|DOME DECISION DELAYED|
|June 21, 2000 12:00 am|
After listening to varying viewpoints, the Brookings-Harbor School Board Monday agreed that it should hold a workshop session before deciding on conventional or dome construction in a building program.
The board scheduled the meeting for Monday at 7 p.m. in the Azalea Middle School library. It will be conducted by Eugene architects Richard Bryant and Harriet Cherry.
They were engaged by the district for not more than $35,000 to make an objective analysis of dome and conventional construction. Their findings were reported a week ago during a public meeting. The results were questioned, however, when it was found they had made a major error in their analysis.
The two corrected the error during another report to the school board Monday, but had failed to convince everyone that they were objective or complete in their study.
Dr. Brian Larsson, school board chairman, said he has attempted to be objective in considering the domes, although his wife, Teri, has been an outspoken opponent. He agreed with the architects finding that conventional construction is superior.
The doctor said he could not place his name on a dome construction proposal to the voters unless the board decided otherwise.
The other board members had varying degrees of reservation, mainly because of the resistance of some of the people showed to the architects recommendation. The board members said they cannot afford a divided house if they are going to the voters in November.
Mary Van Hoesen, board member, said she has never been a dome fan, but added that she did not have enough information to make a choice between the domes and the conventional buildings.
Mary Anderson, who served on the bond committee that recommended domes, said she was not prepared to make a decision because of the uncertainty on the part of the public. She said it must fully understand the reason for the boards decision.
Board member Tom Davis made the motion to hold Mondays meeting. Anticipating a big crowd, he suggested it be held in the larger high school auditorium. But Dr. Paul Prevenas, district superintendent, doubted there would be that many people there. He didnt want to add to the workload of school custodians. The summer is their busiest time of the year as they perform maintenance on the buildings.
There were others who supported the architects findings, including Buzz Hansen, who is a structural engineer and has long been involved with the districts attempts to improve the school buildings.
Georgia Nowlin, a parent, and regular at school board meetings, said she likes domes, but prefers conventional buildings for the schools.
Larry Anderson, vice chairman of the bond committee, said he has concerns about dome buildings, but was not prepared to express them. Yet, he expressed concern about the architects possible failure to make an objective analysis. And, he expressed concern about the district losing the support of those who have worked on the proposal.
A builder with 29 years experience, and a former school teacher, Anderson has played a key role on the bond committee.
Ann Foelkl said she has family in northern Arizona who has attended and liked dome schools. She questioned why some domes couldnt be included.
Dr. Marian Boye, a member of the bond committee, was responsible for pointing the error out to the architects.
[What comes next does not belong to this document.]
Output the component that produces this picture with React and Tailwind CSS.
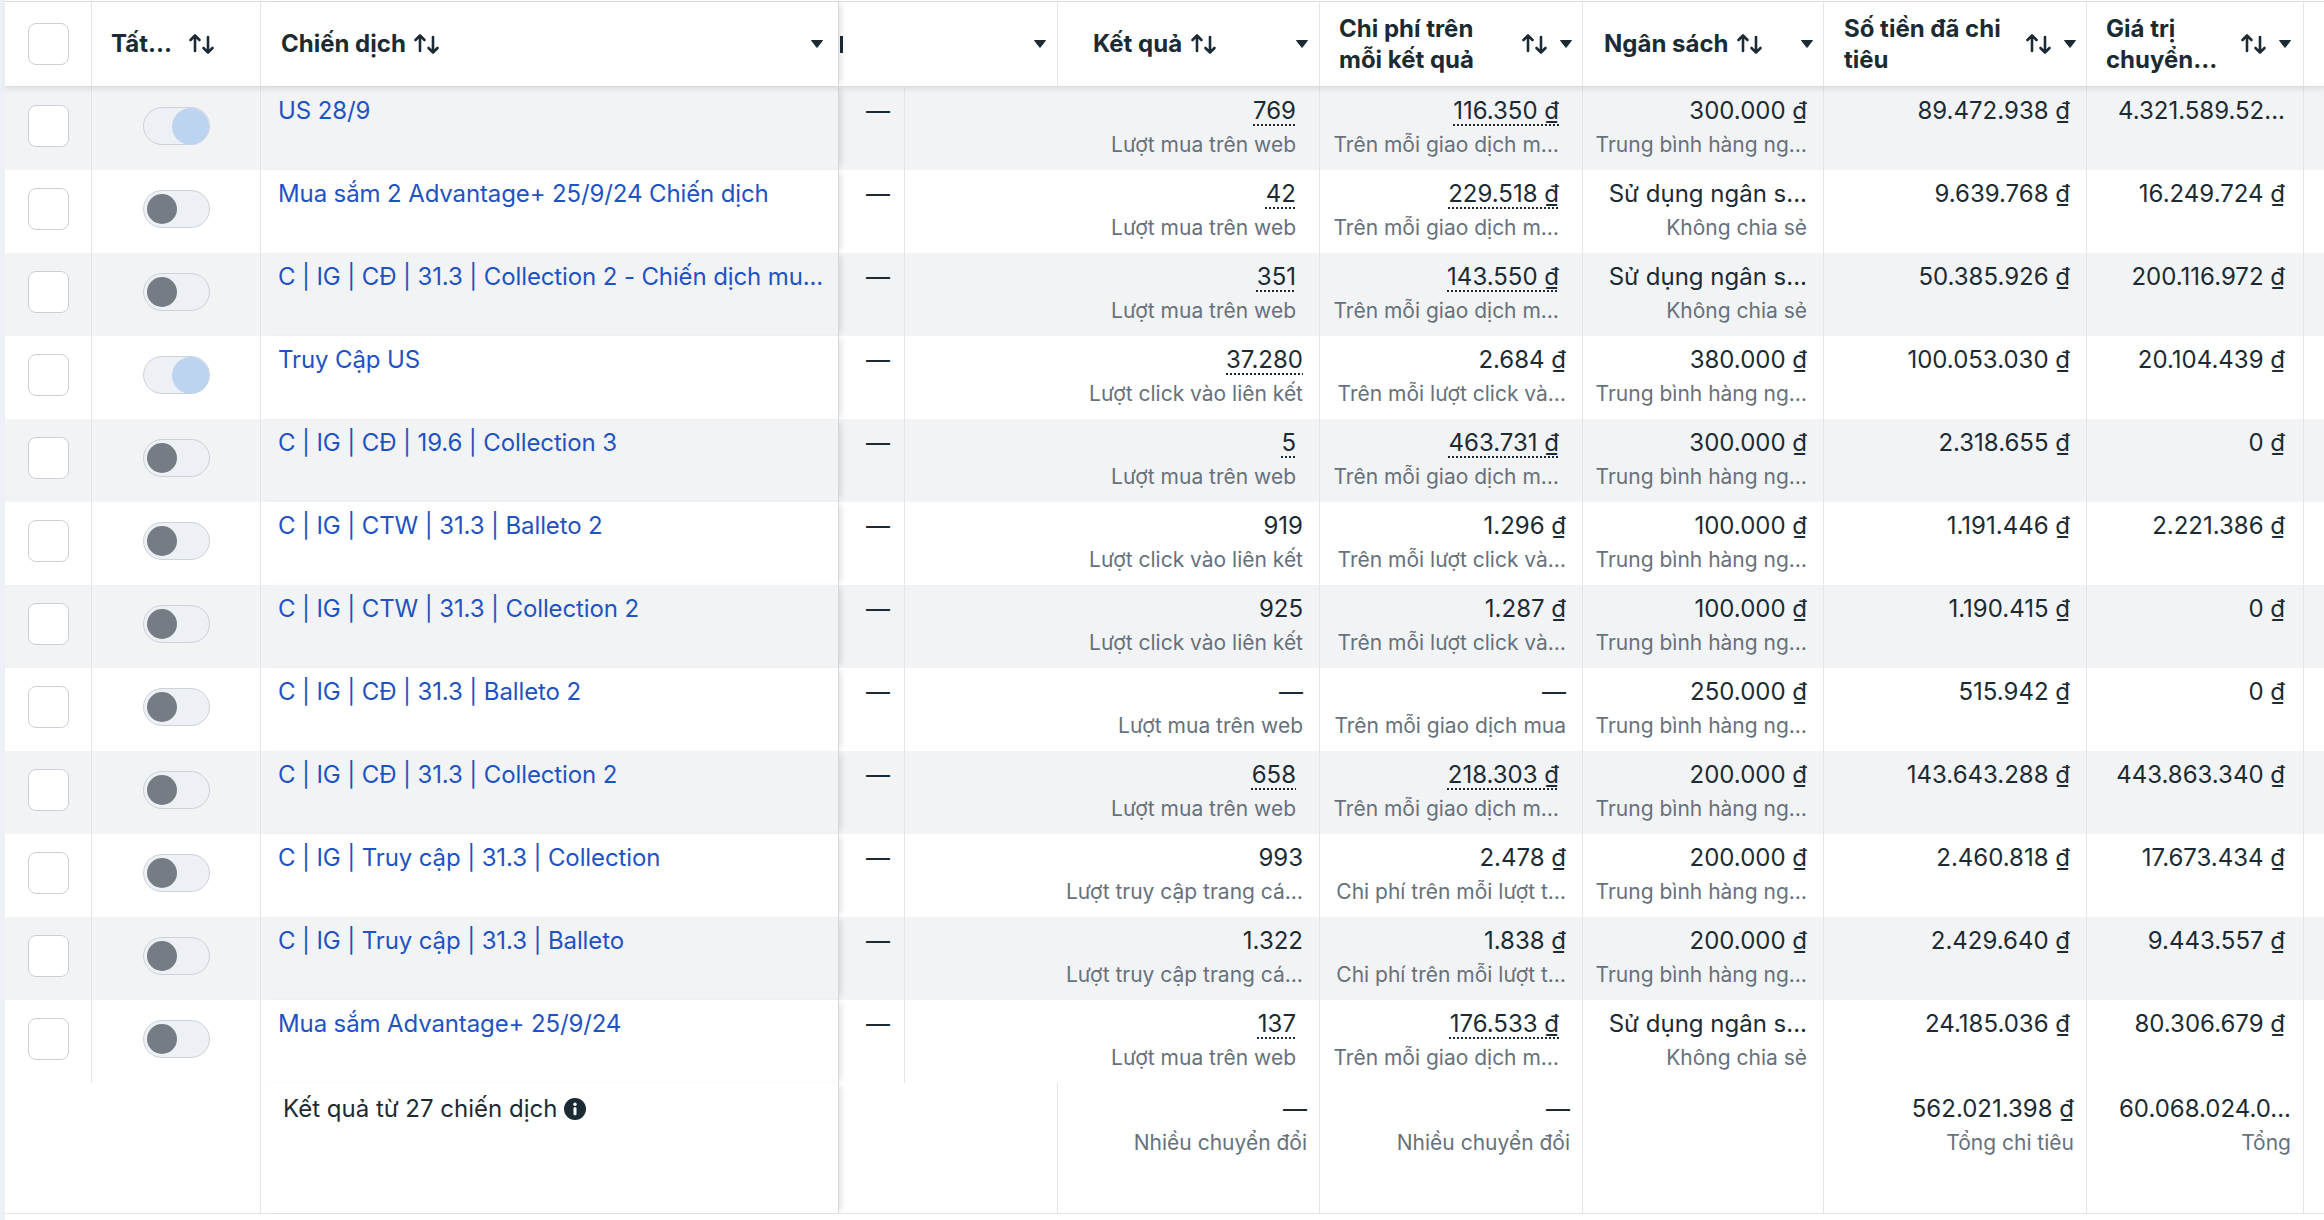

The architects had used the Payson High School gym as a dome to compare to a hypothetical rectangular building. They said the Payson gym had a supporting stem wall around the bottom that meant about $400,000 more in cost. Actually, Dr. Boye pointed out, the gym had a walled facade around it. She also pointed out other inconsistencies, saying the conventional building was smaller than the Payson gym.
The architects said they made the error because they used a small, promotional photo to make their calculations. They admitted after the meeting that they never personally visited the domes. They said that was done by a consultant.
Despite the error, the consultants did not change their analysis. They said the large structures, such as the gym, might be a little less expensive. But, they maintained the smaller buildings, like the cafeteria, would be more expensive as domes.
The bond committee was interested in the district considering the use of domes. Anderson said it was because of the possible lower cost; Dr. Boye said it was because of the advantages they offered, such as not needing space for hallways.
The dome opponents, which included the architects, said they were concerned about the strength of the material that serves as dome rooms. It has to be treated every three to 10 years, which is more frequent than with conventional roofs. They worry about the vulnerability of the roof surfaces to vandals. And they are concerned about the problem of acoustics in the building. They quote dissatisfaction expressed by users of the buildings. The dome schools are common in Arizona, but there are none in Oregon. The opponents doubt the domes would do well in the rainy Oregon climate.
Proponents say the domes are the safest when it comes to enduring an earthquake or disaster.
During next Mondays meeting there will be discussion, and then the board is expected to hold a special meeting to make a decision on whether or not to use domes.
The architects to The Pilot Monday that they plan to revisit the recommendations made by the bond committee. They indicated they think the building committee sought to build a competition gym with too great a seating capacity. They said they will not be costing out the A and B plans proposed by the bond committee.